By the late 1940s, Salinger had become an avid follower of Zen Buddhism, to the point that he "gave reading lists on the subject to his dates".
In 1947, Salinger submitted a short story, "The Bananafish", to The New Yorker. William Maxwell, the magazine's fiction editor, was impressed enough with "the singular quality of the story" that the magazine asked Salinger to continue revising it. He spent a year reworking it with New Yorker editors and the magazine published it, now titled "A Perfect Day for Bananafish", in the January 31, 1948, issue. The magazine thereon offered Salinger a "first-look" contract that allowed it right of first refusal on any future stories. The critical acclaim accorded "Bananafish" coupled with problems Salinger had with stories being altered by the "slicks" led him to publish almost exclusively in The New Yorker. "Bananafish" was also the first of Salinger's published stories to feature the Glasses, a fictional family consisting of two retired vaudeville performers and their seven precocious children: Seymour, Buddy, Boo Boo, Walt, Waker, Zooey, and Franny. Salinger published seven stories about the Glasses, developing a detailed family history and focusing particularly on Seymour, the brilliant but troubled eldest child.

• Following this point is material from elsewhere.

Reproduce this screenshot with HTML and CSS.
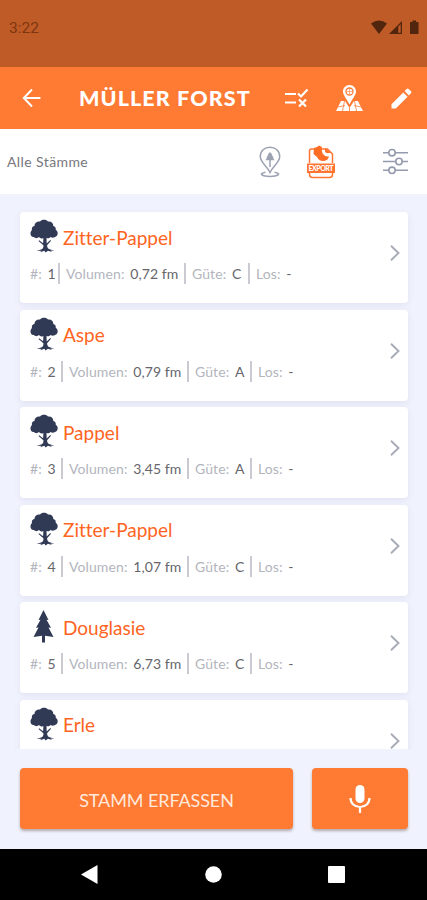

In the early 1940s, Salinger confided in a letter to Burnett that he was eager to sell the film rights to some of his stories to achieve financial security. According to Ian Hamilton, Salinger was disappointed when "rumblings from Hollywood" over his 1943 short story "The Varioni Brothers" came to nothing. Therefore, he immediately agreed when, in mid-1948, independent film producer Samuel Goldwyn offered to buy the film rights to his short story "Uncle Wiggily in Connecticut." Though Salinger sold the story with the hope—in the words of his agent Dorothy Olding—that it "would make a good movie", critics lambasted the film upon its release in 1949. Renamed My Foolish Heart and starring Dana Andrews and Susan Hayward, the film departed to such an extent from Salinger's story that Goldwyn biographer A. Scott Berg called it a "bastardization." As a result of this experience, Salinger never again permitted film adaptations of his work. When Brigitte Bardot wanted to buy the rights to "A Perfect Day for Bananafish", Salinger refused, but told his friend Lillian Ross, longtime staff writer for The New Yorker, "She's a cute, talented, lost enfante, and I'm tempted to accommodate her, pour le sport."